**YOUR TASK:** State the number of lines that contain the word "this", and add nothing else.

**SUPPLIED DATA:**
— Start —
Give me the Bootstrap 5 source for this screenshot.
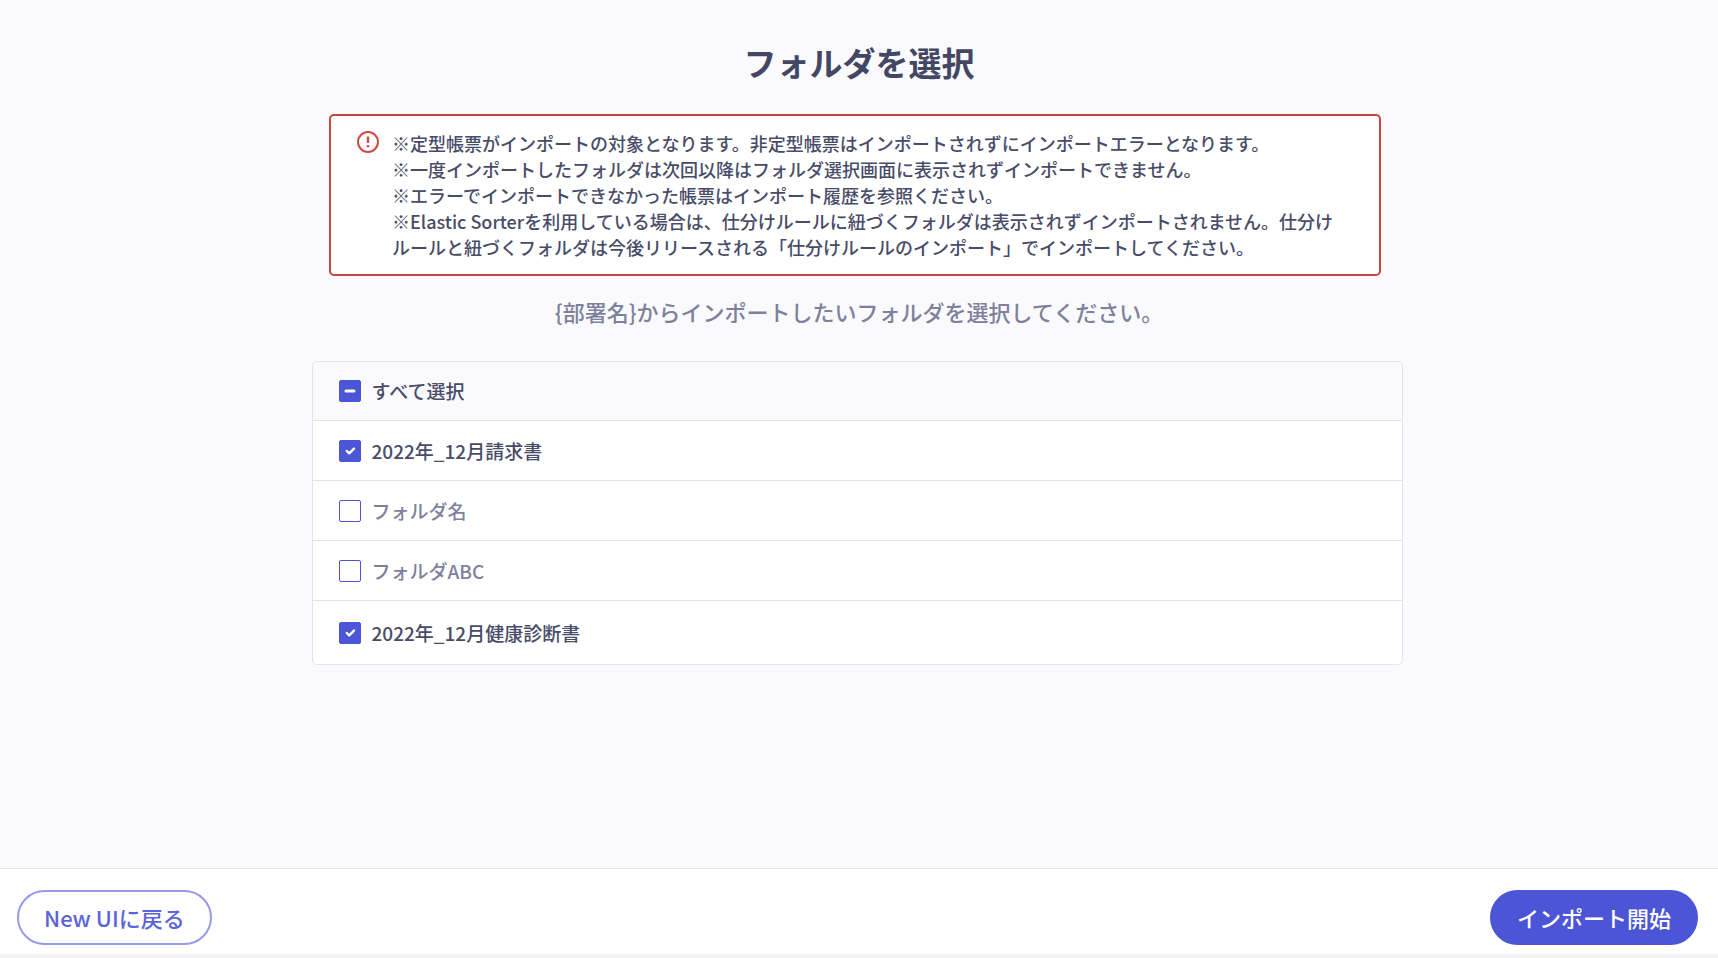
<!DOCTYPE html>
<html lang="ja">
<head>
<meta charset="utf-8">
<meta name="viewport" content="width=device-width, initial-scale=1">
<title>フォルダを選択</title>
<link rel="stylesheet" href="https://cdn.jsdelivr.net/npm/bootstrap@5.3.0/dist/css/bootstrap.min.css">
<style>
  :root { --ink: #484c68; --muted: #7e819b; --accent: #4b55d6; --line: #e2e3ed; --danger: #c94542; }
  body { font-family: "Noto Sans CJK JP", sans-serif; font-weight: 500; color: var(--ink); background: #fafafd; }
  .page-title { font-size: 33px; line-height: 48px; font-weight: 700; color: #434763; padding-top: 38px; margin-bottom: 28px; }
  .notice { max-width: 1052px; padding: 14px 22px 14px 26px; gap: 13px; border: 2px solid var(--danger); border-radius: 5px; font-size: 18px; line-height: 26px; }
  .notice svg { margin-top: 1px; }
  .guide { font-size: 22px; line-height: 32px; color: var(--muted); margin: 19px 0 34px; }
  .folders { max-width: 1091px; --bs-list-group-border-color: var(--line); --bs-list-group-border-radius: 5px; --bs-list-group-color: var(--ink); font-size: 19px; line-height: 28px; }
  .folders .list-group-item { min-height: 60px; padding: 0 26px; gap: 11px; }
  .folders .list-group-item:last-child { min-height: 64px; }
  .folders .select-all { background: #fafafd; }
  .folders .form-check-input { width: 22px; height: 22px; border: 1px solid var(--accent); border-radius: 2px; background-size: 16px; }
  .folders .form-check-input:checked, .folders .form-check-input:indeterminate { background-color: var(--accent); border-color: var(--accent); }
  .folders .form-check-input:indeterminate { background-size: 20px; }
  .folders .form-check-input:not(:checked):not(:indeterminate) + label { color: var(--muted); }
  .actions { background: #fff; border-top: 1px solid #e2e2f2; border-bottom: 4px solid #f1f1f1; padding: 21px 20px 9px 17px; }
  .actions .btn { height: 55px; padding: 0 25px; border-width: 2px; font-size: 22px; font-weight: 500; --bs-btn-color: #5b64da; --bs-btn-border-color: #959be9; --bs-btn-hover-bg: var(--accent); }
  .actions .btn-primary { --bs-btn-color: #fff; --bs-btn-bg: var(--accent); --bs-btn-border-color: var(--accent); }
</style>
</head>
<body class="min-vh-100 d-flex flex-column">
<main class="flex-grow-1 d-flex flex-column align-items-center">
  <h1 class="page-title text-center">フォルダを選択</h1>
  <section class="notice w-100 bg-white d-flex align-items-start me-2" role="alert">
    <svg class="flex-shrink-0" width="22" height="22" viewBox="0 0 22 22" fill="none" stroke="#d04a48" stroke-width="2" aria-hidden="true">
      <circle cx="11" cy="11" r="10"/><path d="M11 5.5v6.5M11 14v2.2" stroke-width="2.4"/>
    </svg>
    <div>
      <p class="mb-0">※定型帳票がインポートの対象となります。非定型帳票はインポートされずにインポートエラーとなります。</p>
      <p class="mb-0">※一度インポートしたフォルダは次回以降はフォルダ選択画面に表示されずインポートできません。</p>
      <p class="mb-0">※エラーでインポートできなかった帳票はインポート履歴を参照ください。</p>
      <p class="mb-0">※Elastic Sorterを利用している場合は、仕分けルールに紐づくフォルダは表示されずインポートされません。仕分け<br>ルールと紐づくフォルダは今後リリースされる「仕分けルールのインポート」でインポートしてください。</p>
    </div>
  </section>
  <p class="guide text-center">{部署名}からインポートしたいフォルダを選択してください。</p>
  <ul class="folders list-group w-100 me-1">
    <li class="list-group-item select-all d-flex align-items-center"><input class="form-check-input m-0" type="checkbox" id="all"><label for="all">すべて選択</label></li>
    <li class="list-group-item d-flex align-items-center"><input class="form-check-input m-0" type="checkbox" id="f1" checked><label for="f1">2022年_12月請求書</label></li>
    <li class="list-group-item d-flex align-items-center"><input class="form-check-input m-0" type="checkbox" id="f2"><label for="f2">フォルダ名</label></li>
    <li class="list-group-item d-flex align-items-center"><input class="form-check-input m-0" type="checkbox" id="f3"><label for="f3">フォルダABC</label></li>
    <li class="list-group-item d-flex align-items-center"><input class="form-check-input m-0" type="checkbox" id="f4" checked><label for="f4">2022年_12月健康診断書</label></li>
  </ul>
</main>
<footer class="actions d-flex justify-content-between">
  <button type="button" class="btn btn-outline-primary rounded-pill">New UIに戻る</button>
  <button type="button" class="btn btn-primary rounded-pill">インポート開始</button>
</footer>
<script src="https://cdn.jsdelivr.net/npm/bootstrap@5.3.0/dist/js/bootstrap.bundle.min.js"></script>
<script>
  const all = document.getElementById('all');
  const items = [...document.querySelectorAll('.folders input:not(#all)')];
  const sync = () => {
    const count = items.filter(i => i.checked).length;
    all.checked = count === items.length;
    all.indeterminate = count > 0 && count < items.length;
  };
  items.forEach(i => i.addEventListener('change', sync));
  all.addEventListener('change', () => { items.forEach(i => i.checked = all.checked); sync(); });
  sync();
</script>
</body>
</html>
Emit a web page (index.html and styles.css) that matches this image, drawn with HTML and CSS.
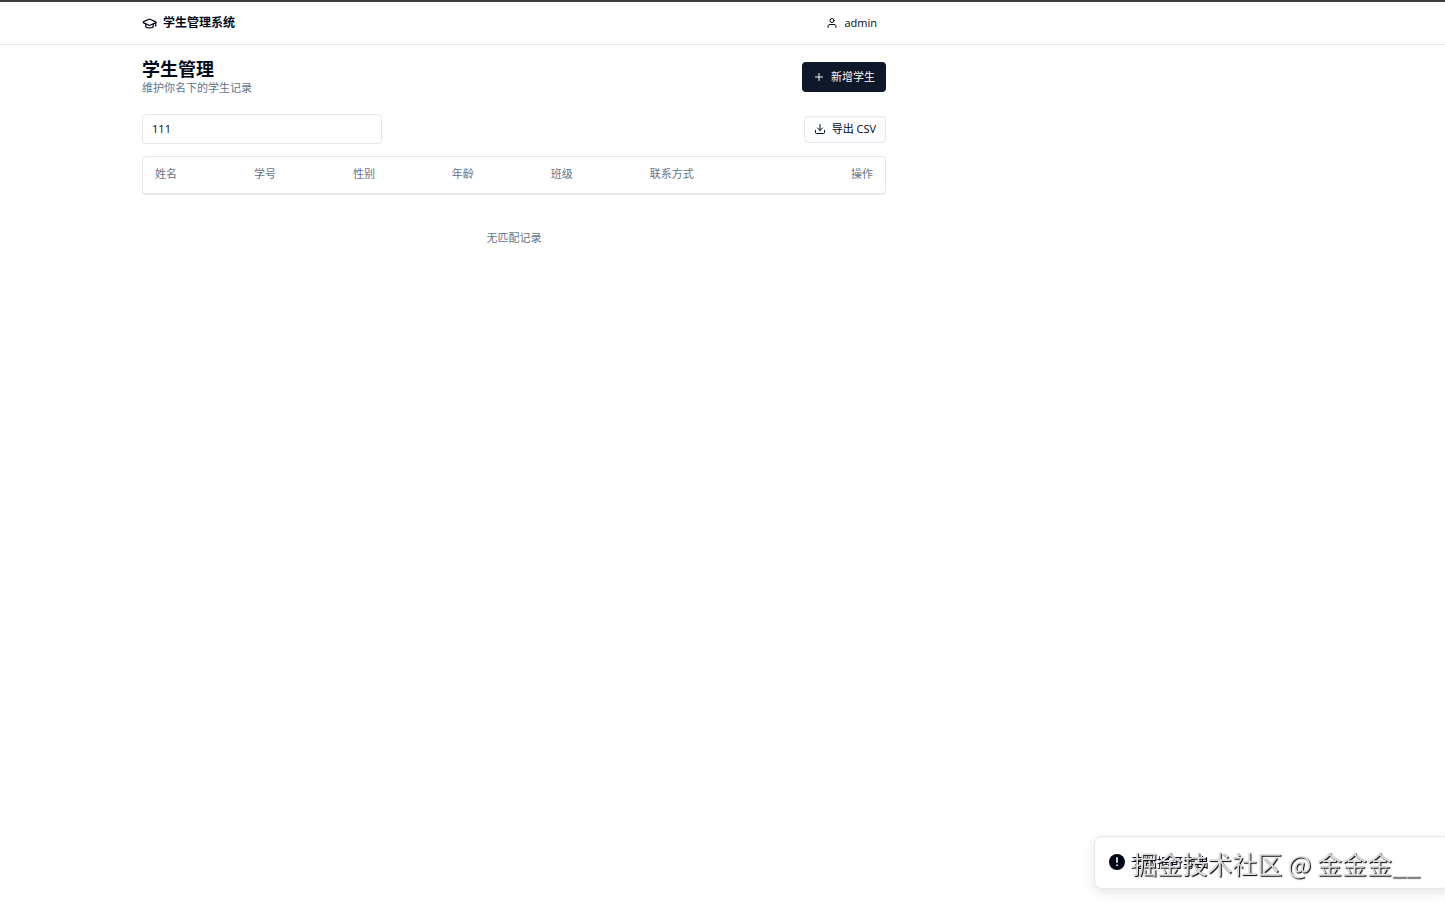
— End —
**WRITTEN RESPONSE:** 2